L’Obiettivo 11, che si occupa dell’urbanizzazione, ha anche lo scopo di trasporti pubblici sicuri e convenienti, e pianificare le città in modo partecipativo, integrato e sostenibile. Una città con queste caratteristiche permette anche di ridurre le discriminazioni tra persone, scopo che si pone l’Obiettivo 10. Le disuguaglianze a livello globale, interne e tra i Paesi, sono enormi e sono uno dei maggiori ostacoli allo sviluppo sostenibile. Molte persone non possono partecipare alla vita sociale, culturale, politica ed economica, restando esclusi e discriminati. È necessaria un’azione politica e delle pratiche per eliminare le discriminazioni, garantire le pari opportunità e per regolarizzare anche le migrazioni in modo da renderle sicure. Infine, l’Obiettivo 16 ci ricorda come per raggiungere uno qualsiasi degli altri Obiettivi, sia necessaria una società pacifica ed inclusiva. Una società in cui tutti abbiano accesso alla giustizia e le istituzioni siano efficaci, responsabili ed inclusive. Una società nella quale sono ridotte le violenze, la criminalità organizzata, la corruzione ed i flussi finanziari illeciti e di armi. 
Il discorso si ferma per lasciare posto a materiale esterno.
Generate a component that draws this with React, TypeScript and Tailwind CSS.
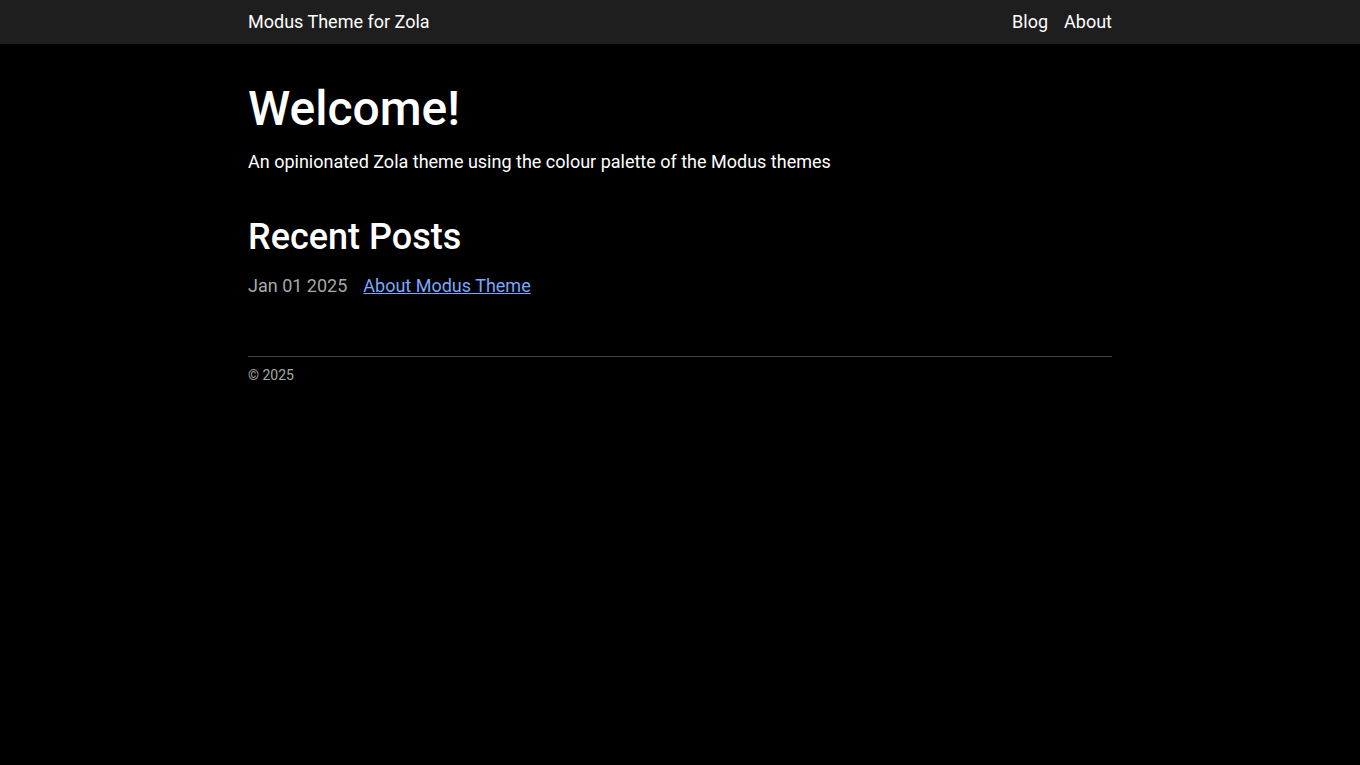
const posts = [{ date: "Jan 01 2025", title: "About Modus Theme" }];

export default function App() {
  return (
    <div className="min-h-screen bg-black text-white" style={{ fontFamily: "Roboto, sans-serif" }}>
      <header className="bg-[#1e1e1e]">
        <nav className="mx-auto flex h-11 w-[864px] items-center justify-between text-lg">
          <a href="#">Modus Theme for Zola</a>
          <div className="flex gap-4">
            <a href="#">Blog</a>
            <a href="#">About</a>
          </div>
        </nav>
      </header>
      <main className="mx-auto w-[864px] pt-9">
        <h1 className="text-5xl font-medium leading-[1.2]">Welcome!</h1>
        <p className="mt-[10px] text-lg">An opinionated Zola theme using the colour palette of the Modus themes</p>
        <h2 className="mt-10 text-4xl font-medium leading-[1.2]">Recent Posts</h2>
        <ul className="mt-[13px] text-lg">
          {posts.map((p) => (
            <li key={p.title} className="flex gap-4">
              <span className="text-[#a8a8a8]">{p.date}</span>
              <a href="#" className="text-[#79a8ff] underline">{p.title}</a>
            </li>
          ))}
        </ul>
      </main>
      <footer className="mx-auto mt-14 w-[864px] border-t border-[#444] pt-2 text-sm text-[#a8a8a8]">
        © 2025
      </footer>
    </div>
  );
}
Dalla descrizione dei 10 Obiettivi di sviluppo sostenibile riferiti alla società, è comprensibile come tutti loro siano strettamente correlati. Non è possibile realizzare uno sviluppo veramente sostenibile, senza perseguire contemporaneamente gli Obiettivi dell’Agenda 2030. È fondamentale avere una società equilibrata, inclusiva, in cui si rispettano i diritti di ognuno, per riuscire a creare un modello di blu economy ed un contesto in cui l’uomo non si ponga più egoisticamente al centro della realtà, ma si immerga nella natura convivendo con essa. Ambiente, economia e società sono le tre preziose chiavi per rendere il mondo un luogo più sicuro, equo e sostenibile.